[Given data]
————————
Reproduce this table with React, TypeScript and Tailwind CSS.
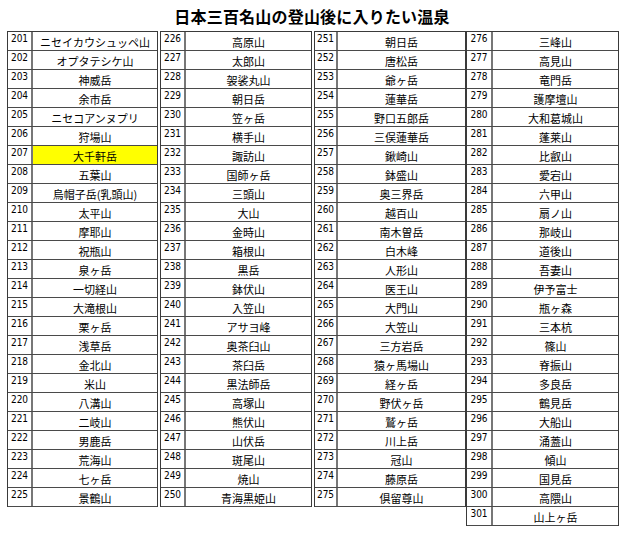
import React from "react";

type Group = { start: number; nw: number; w: number; ml: number; items: string[] };

const groups: Group[] = [
  {
    start: 201,
    nw: 25,
    w: 151,
    ml: 0,
    items: [
      "ニセイカウシュッペ山", "オプタテシケ山", "神威岳", "余市岳", "ニセコアンヌプリ", "狩場山", "大千軒岳", "五葉山",
      "烏帽子岳(乳頭山)", "太平山", "摩耶山", "祝瓶山", "泉ヶ岳", "一切経山", "大滝根山", "栗ヶ岳", "浅草岳", "金北山",
      "米山", "八溝山", "二岐山", "男鹿岳", "荒海山", "七ヶ岳", "景鶴山",
    ],
  },
  {
    start: 226,
    nw: 25,
    w: 152,
    ml: 2,
    items: [
      "高原山", "太郎山", "袈裟丸山", "朝日岳", "笠ヶ岳", "横手山", "諏訪山", "国師ヶ岳", "三頭山", "大山", "金時山",
      "箱根山", "黒岳", "鉢伏山", "入笠山", "アサヨ峰", "奥茶臼山", "茶臼岳", "黒法師岳", "高塚山", "熊伏山", "山伏岳",
      "斑尾山", "焼山", "青海黒姫山",
    ],
  },
  {
    start: 251,
    nw: 23,
    w: 152,
    ml: 2,
    items: [
      "朝日岳", "唐松岳", "爺ヶ岳", "蓮華岳", "野口五郎岳", "三俣蓮華岳", "鍬崎山", "鉢盛山", "奥三界岳", "越百山",
      "南木曽岳", "白木峰", "人形山", "医王山", "大門山", "大笠山", "三方岩岳", "猿ヶ馬場山", "経ヶ岳", "野伏ヶ岳",
      "鷲ヶ岳", "川上岳", "冠山", "藤原岳", "倶留尊山",
    ],
  },
  {
    start: 276,
    nw: 26,
    w: 153,
    ml: 0,
    items: [
      "三峰山", "高見山", "竜門岳", "護摩壇山", "大和葛城山", "蓬莱山", "比叡山", "愛宕山", "六甲山", "扇ノ山", "那岐山",
      "道後山", "吾妻山", "伊予富士", "瓶ヶ森", "三本杭", "篠山", "脊振山", "多良岳", "鶴見岳", "大船山", "涌蓋山",
      "傾山", "国見岳", "高隈山", "山上ヶ岳",
    ],
  },
];

export default function App() {
  return (
    <div className="w-[624px] h-[537px] bg-white text-black font-['Noto_Sans_CJK_JP',sans-serif] overflow-hidden">
      <div className="h-[31px] flex items-center justify-center pt-[1px]">
        <h1 className="text-[16px] font-bold leading-none tracking-[0.2px]">日本三百名山の登山後に入りたい温泉</h1>
      </div>
      <div className="flex items-start pl-[7px]">
        {groups.map((g) => (
          <div
            key={g.start}
            className="border-t border-l border-r border-[#3a3a3a]"
            style={{ width: g.w, marginLeft: g.ml }}
          >
            {g.items.map((name, i) => {
              const n = g.start + i;
              const yellow = n === 207;
              return (
                <div key={n} className="flex h-[19px] border-b border-[#4a4a4a]">
                  <div
                    className="shrink-0 border-r-2 border-[#777] text-center text-[10px] leading-[11px] pt-[1px] font-['Liberation_Sans_Narrow','DejaVu_Sans_Condensed','Liberation_Sans',sans-serif]"
                    style={{ width: g.nw }}
                  >
                    {n}
                  </div>
                  <div
                    className={`flex-1 flex items-center justify-center text-[11px] leading-none pt-[2px] whitespace-nowrap ${
                      yellow ? "bg-[#ffff00]" : ""
                    }`}
                  >
                    {name}
                  </div>
                </div>
              );
            })}
          </div>
        ))}
      </div>
    </div>
  );
}
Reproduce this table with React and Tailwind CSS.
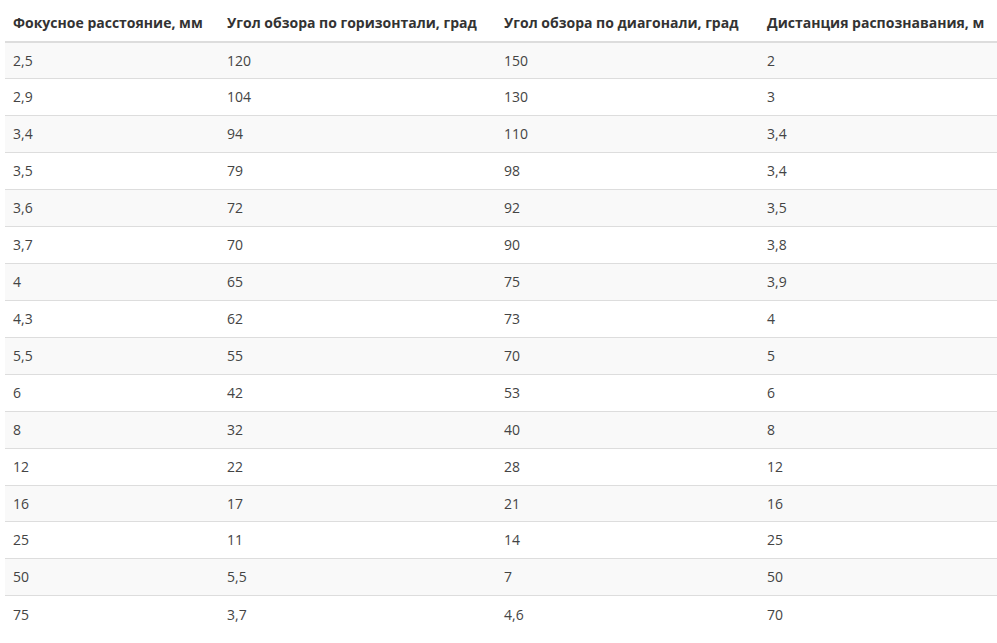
const rows = [
  ['2,5', '120', '150', '2'],
  ['2,9', '104', '130', '3'],
  ['3,4', '94', '110', '3,4'],
  ['3,5', '79', '98', '3,4'],
  ['3,6', '72', '92', '3,5'],
  ['3,7', '70', '90', '3,8'],
  ['4', '65', '75', '3,9'],
  ['4,3', '62', '73', '4'],
  ['5,5', '55', '70', '5'],
  ['6', '42', '53', '6'],
  ['8', '32', '40', '8'],
  ['12', '22', '28', '12'],
  ['16', '17', '21', '16'],
  ['25', '11', '14', '25'],
  ['50', '5,5', '7', '50'],
  ['75', '3,7', '4,6', '70'],
];

const headers = [
  'Фокусное расстояние, мм',
  'Угол обзора по горизонтали, град',
  'Угол обзора по диагонали, град',
  'Дистанция распознавания, м',
];

export default function App() {
  return (
    <div className="min-h-[643px] bg-white pl-[5px] pt-[5px] font-['Open_Sans',sans-serif] text-[14px] leading-[20px] text-[#333]">
      <table className="w-[992px] table-fixed border-collapse">
        <colgroup>
          <col className="w-[214px]" />
          <col className="w-[277px]" />
          <col className="w-[263px]" />
          <col />
        </colgroup>
        <thead>
          <tr>
            {headers.map((h) => (
              <th key={h} className="whitespace-nowrap border-b-2 border-[#ddd] p-2 text-left font-bold">
                {h}
              </th>
            ))}
          </tr>
        </thead>
        <tbody>
          {rows.map((r, i) => (
            <tr key={i} className={i % 2 === 0 ? 'bg-[#f9f9f9]' : 'bg-white'}>
              {r.map((c, j) => (
                <td key={j} className="h-[36.93px] border-t border-[#ddd] px-2 py-0 leading-[19.93px] text-[#444]">
                  {c}
                </td>
              ))}
            </tr>
          ))}
        </tbody>
      </table>
    </div>
  );
}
————————
[Stated task] The images in the entries above should be left out; please reproduce exactly the lines from the first through the one containing "number; nw: number;".

[Solution]
Reproduce this table with React, TypeScript and Tailwind CSS.
import React from "react";

type Group = { start: number; nw: number; w: number; ml: number; items: string[] };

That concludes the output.